A la jonction, l’église catholique Sainte-Clotilde a remplacé l’ancien hangar à charbon, situé à l’angle de la rue David Dufour et du boulevard Saint-Georges. Celui-ci servait de lieu de culte à la paroisse depuis 1911 et était devenu trop petit. Construite entre 1963 et 1965 à quelques encablures de là, au numéro 14 de l’avenue Sainte-Clotilde, l’édifice doit son caractère singulier à un clocher indépendant du bâtiment et à une enveloppe alliant béton et verre profilé de caractère industriel.
La congrégation des Scalabriniens compte huit missionnaires à Genève. Ils ont la charge de trois paroisses : les paroisses catholiques de langues italienne, espagnole et portugaise. Ces paroisses se distinguent des paroisses traditionnelles en ce qu’elles regroupent des fidèles par affinité linguistique et non par zone géographique. On les appelle les « paroisses personnelles », elles rassemblent des catholiques de langue étrangère au sein d’un diocèse.
Certains de ces religieux vivent à l’étage de l’église du Sacré-Cœur, d’autres à la paroisse Sainte-Marguerite, d’autres encore à la rue de la Servette. Ils mangent ensemble le midi à l’église Sainte-Marguerite, lieu de culte de la paroisse catholique de langue italienne, et officient le reste du temps chacun dans leur paroisse respective (à l’église Sainte-Clotilde pour les trois prêtres en charge de la communauté lusophone, à l’église du Sacré-Cœur pour les deux prêtres qui s’occupent de la communauté hispanophone, et à l’église Sainte-Marguerite pour les trois prêtres de la communauté italophone).
La langue commune au sein de la congrégation est l’italien.

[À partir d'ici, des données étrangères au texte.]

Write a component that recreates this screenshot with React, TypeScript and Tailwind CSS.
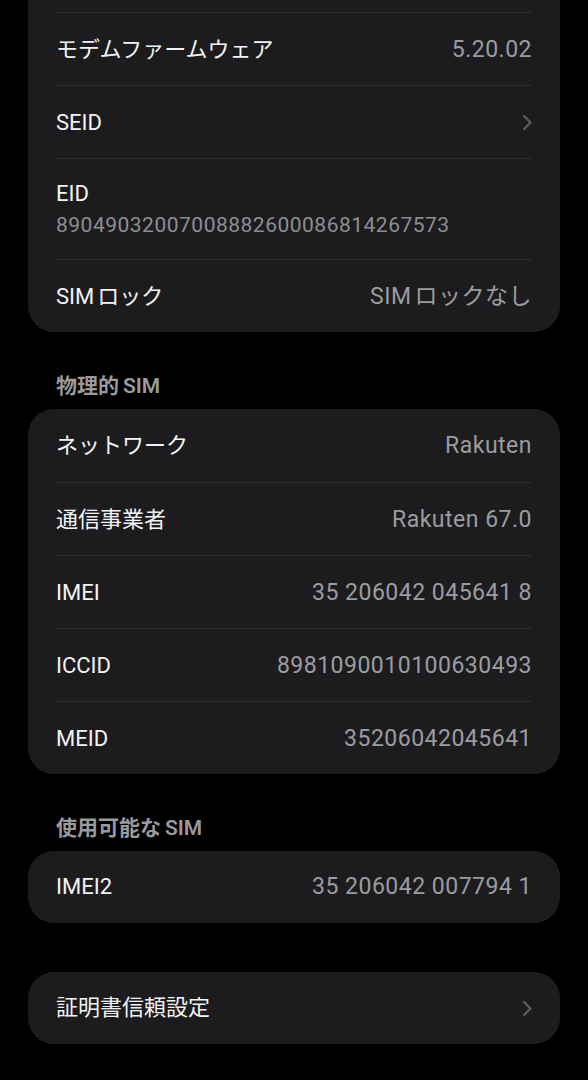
import React from "react";

const FONT = "font-['Roboto','Noto_Sans_CJK_JP',sans-serif]";

function Chevron() {
  return (
    <svg width="10" height="17" viewBox="0 0 10 17" fill="none" className="shrink-0">
      <polyline
        points="2,2 8.5,8.5 2,15"
        stroke="#5e5e62"
        strokeWidth="2.2"
        strokeLinecap="round"
        strokeLinejoin="round"
      />
    </svg>
  );
}

type RowProps = {
  label: React.ReactNode;
  value?: React.ReactNode;
  chevron?: boolean;
  first?: boolean;
};

function Row({ label, value, chevron, first }: RowProps) {
  return (
    <div className="h-[73px] px-[28px]">
      <div
        className={
          (first ? "" : "border-t border-[#2d2d30] ") +
          "h-full flex items-center justify-between pt-[1px]"
        }
      >
        <span className="text-[22px] leading-[28px] text-[#f3f3f3]">{label}</span>
        {value && (
          <span className="text-[23px] leading-[28px] text-[#9c9ca0] tracking-[0.5px]">
            {value}
          </span>
        )}
        {chevron && <Chevron />}
      </div>
    </div>
  );
}

function Header({ cjk }: { cjk: string }) {
  return (
    <div className="pt-[42px] pb-[11px] px-[56px]">
      <div className="text-[21px] leading-[24px] font-semibold text-[#9a9a9e]">
        {cjk}
        <span className="ml-[4px]">SIM</span>
      </div>
    </div>
  );
}

const SimLock = ({ suffix }: { suffix: string }) => (
  <>
    SIM<span className="ml-[3px]">{suffix}</span>
  </>
);

export default function App() {
  return (
    <div className={`${FONT} bg-black w-[588px] h-[1080px] overflow-hidden`}>
      <div className="px-[28px]">
        {/* Card 1 (top clipped off-screen) */}
        <div className="bg-[#1c1c1e] rounded-b-[26px]">
          <div className="h-[12px]" />
          <Row label="モデムファームウェア" value="5.20.02" />
          <Row label="SEID" chevron />
          <div className="h-[101px] px-[28px]">
            <div className="border-t border-[#2d2d30] h-full flex flex-col justify-center gap-[4px]">
              <span className="text-[22px] leading-[28px] text-[#f3f3f3]">EID</span>
              <span className="text-[21px] leading-[26px] text-[#8e8e92] tracking-[0.5px]">
                89049032007008882600086814267573
              </span>
            </div>
          </div>
          <Row label={<SimLock suffix="ロック" />} value={<SimLock suffix="ロックなし" />} />
        </div>
      </div>

      <Header cjk="物理的" />
      <div className="px-[28px]">
        <div className="bg-[#1c1c1e] rounded-[26px]">
          <Row label="ネットワーク" value="Rakuten" first />
          <Row label="通信事業者" value="Rakuten 67.0" />
          <Row label="IMEI" value="35 206042 045641 8" />
          <Row label="ICCID" value="8981090010100630493" />
          <Row label="MEID" value="35206042045641" />
        </div>
      </div>

      <Header cjk="使用可能な" />
      <div className="px-[28px]">
        <div className="bg-[#1c1c1e] rounded-[26px] h-[72px] px-[28px] flex items-center justify-between">
          <span className="text-[22px] leading-[28px] text-[#f3f3f3]">IMEI2</span>
          <span className="text-[23px] leading-[28px] text-[#9c9ca0] tracking-[0.5px]">
            35 206042 007794 1
          </span>
        </div>
      </div>

      <div className="px-[28px] pt-[49px]">
        <div className="bg-[#1c1c1e] rounded-[26px] h-[72px] px-[28px] flex items-center justify-between">
          <span className="text-[22px] leading-[28px] text-[#f3f3f3]">証明書信頼設定</span>
          <Chevron />
        </div>
      </div>
    </div>
  );
}
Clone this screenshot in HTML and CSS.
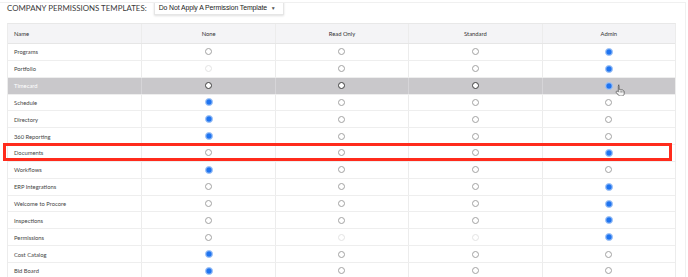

Dès le milieu du 19e siècle, l’Italie connait une vague d’émigrations sans précédent. Les difficultés économiques conduisent des milliers de familles sur les routes et les mers à destination des pays voisins et des Amériques où elles espèrent trouver du travail. Un évêque nommé Giovanni Battista Scalabrini s’émeut de leur sort : « Une vague de pensées tristes me faisait un nœud au cœur. Qui sait quel amas de disgrâces et de privations, pensais-je, leur fait paraître doux un pas si douloureux (…) combien de déceptions, combien de nouvelles douleurs l’avenir incertain leur prépare ? Combien, même s’ils trouvent le pain du corps, leur manquera celui de l’âme, non moins nécessaire que le premier, et ils perdront, en une vie matérielle, la foi de leur père ? (…) Face à cet état des choses si pitoyables, le rouge me monte au visage, je me sens humilié dans ma qualité de prêtre et d’Italien et je me demande : comment leur venir en aide ? »[1]. Giovanni Battista Scalabrini décide de s’engager dans l’aide aux migrants italiens et fonde en 1887 la congrégation des Missionnaires de Saint-Charles (dite aussi congrégation des Scalabriniens) pour leur offrir un soutien social et spirituel dans leur pays d’accueil. Il y ouvre aussi des écoles pour les aider à conserver leur culture et leur langue d’origine. Il sera dès lors surnommé le « père des migrants ». En 1895, la congrégation masculine trouva son pendant féminin : les Sœurs missionnaires de Saint-Charles. Dans les années 1970, la congrégation s’ouvrit à tous les migrants catholiques et Giovanni Battista Scalabrini fut béatifié en 1997.
[1] Scalabrini Giovanni Battista, L’émigration italienne en Amérique, 1887.
En plus des congrégations masculines et féminines, la famille scalabrinienne compte aussi un « Institut séculier de droit diocésain », les Missionnaires séculières scalabriniennes, qui œuvrent en Suisse, en Italie, en Allemagne, au Mexique et au Brésil auprès des migrants de toutes nationalités. Ce sont des laïques consacrées, c’est-à-dire qu’elles sont engagées dans la vie religieuse mais vivent cet engagement dans la société en travaillant dans les domaines propres à réaliser leur vocation. Dans les instituts séculiers, la vie en communauté ne s’impose pas et il n’y a pas de vœux publics. Les Missionnaires séculières scalabriniennes ont néanmoins choisi de vivre dans de petites communautés. Comme les frères et sœurs consacrés, elles ont fait vœux de pauvreté, chasteté et obéissance. Le charisme de ces religieux est d’être migrants parmi les migrants, et d’apporter à ces derniers un secours social et un soutien spirituel. Ils sont aidés dans cette tâche par le Mouvement des laïques Scalabriniens qui s’investissent auprès d’eux en parallèle à leur vie professionnelle et familiale.
Les Scalabriniens sont actuellement présents dans plus de 30 pays. En 2012, la congrégation comptait 690 religieux, 800 religieuses, et 50 missionnaires séculières (chiffres officiels de la Direction générale de la Congrégation des missionnaires scalabriniens et des sœurs scalabriniennes (Rome)).